Not a Palace but a Palatial Collection and the Image Black Light Theatre

This morning we went to a local cafe for breakfast.  Nice cheap food where the locals hang out.  Across the street was this church and market.  Regan loves markets as much as she loves puppets.  We hung out for a while and I bought some bath salts and a baboushka hat.The black hat had fake black and white fur around it and you can wrap it around you like a scarf.  Today was a miserable, cold and wet day.  The week started at +9 and it must be close to zero degrees today.  The rain just made it feel all the more cold.  I brought my pleather jacket, which was excellent for cuting the wind and protecting me from the rain – but it was not warm.  Today, I definitely could have worn a winter jacket.  

Art Museum

The Veletrzni Palace, part of the National Gallery of Prague, was once destined to outdo the Pompidou Center in Paris in sheer size and cultural power.

The Museum’s history dates back to 1796 when a group of prominent representatives of Bohemia patriotic aristocracy and enlightened middle-class intellectuals formed the Society of Patriotic Friends of the Arts and established the Academy of Fine Arts and the Picture Gallery.  In 1918 the Picture Gallery became a central art collection of the newly formed Czechoslovakia. In 1995 a new gallery dedicated to modern art opened in the refurbished Veletržní Palace.

In Prague 7 sits a huge gem of a building, the Veletrzni Palace; constructed from the design of Oldrich Tyl and Josef Fuchs in the years 1925-1929, this massive building was used for trade fairs until 1951 after which it was home to several international companies. A heartbreaking fire destroyed it in 1974.

Four vast floors, resembling a huge cruise ship, house a wonderfully impressive collection of 19th to 21st century European and Czech art. 

The vast collection contains a large number of Czech and Slovak paintings and sculptures, including works by Gutfreund, Kupka, Fila, Benes and Bohumil Kubišta.

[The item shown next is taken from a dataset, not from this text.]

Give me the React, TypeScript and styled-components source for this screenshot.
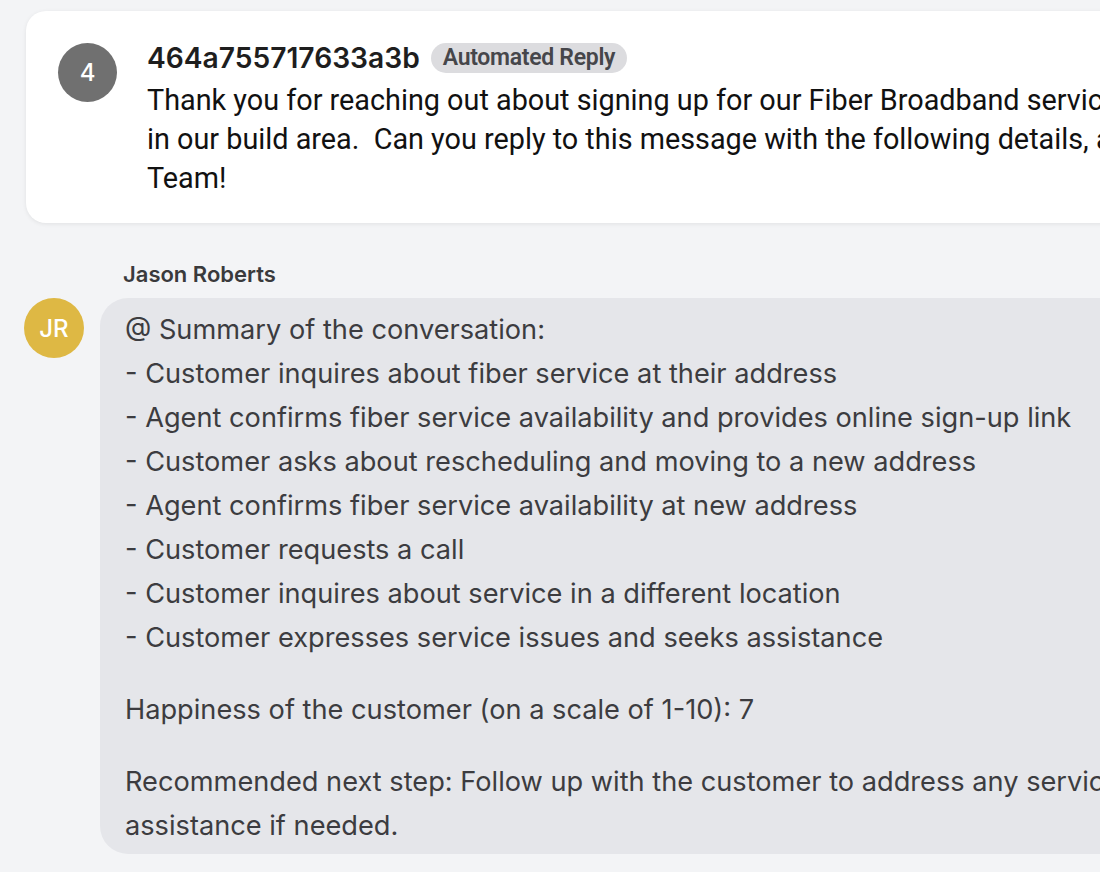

Loved this exhibit by Thomas Ott, a Swiss artist and comic book author.  Ott’s stories and independent works are linked by the theme of classic horror. This is also reflected in the scratchboard technique that has made him famous.

František Kupka, was a Czech painter and graphic artist. He was a pioneer and co-founder of the early phases of the abstract art movement and Orphic cubism.

Because of the bad weather, today was a perfect day to spend inside.  We spent a few hours going through the three floors of the permanent collection, most of which were Czech artists.  Their international section was very small, which makes sense considering they were under communist rule until 1989 and outside influences were not encouraged.  They did have a gorgeous Klimt painting.

I have to admit that I really enjoyed this Exhibit and that I am a fan of Art Nouveau.  I appreciate the drawing skills and realism and how the graphic design can easily be transfered for commercial use.  Never made it to the Mucha Museum though.

David Cerny is arguably one of the most popular contemporary artists in the Czech Republic.  Of notable fame are his crawling babies (up a radio tower) and his large scale bronze babies with weird faces. 

In front of the Kafka Museum there are two bronze sculptures peeing into a receptable in the form of the Czech Republic.  What is interesting is that there is an electric mechanism driven by a couple of microprocessors that swivels the upper part of the body, while the penis moves up and down. The stream of water ‘writes’ quotes from famous Prague residents.  Visitors can interact with the sculptures by sending a SMS message to a number that is displayed.  The living statue then “writes” the text of the message before carrying on as before. 

The hanging Freud sculpture is interesting and the one that everyone misses… including me.  

I saw the fingers in Cesky Kremlov and the sculpture was attributed to Cerny. Interesting placement. it looked like it was holding up the building. 

Went to see this show at the Image Black Light Theatre.  The photos are stunning, but the dancers in the show did not stop for us to ‘see the pictures’.   Also not all of the dancers were of equal talent.  This show has a lot of potential.  It could have been spectacular, but I was left  feeling a bit disappointed. 

Africania – Black Light Show

Went to see this show at the Image Black Light Theatre.  The photos are stunning, but the dancers in the show did not stop for us to ‘see the pictures’.   Also not all of the dancers were of equal talent.  This show has a lot of potential.  It could have been spectacular, but I was left  feeling a bit disappointed.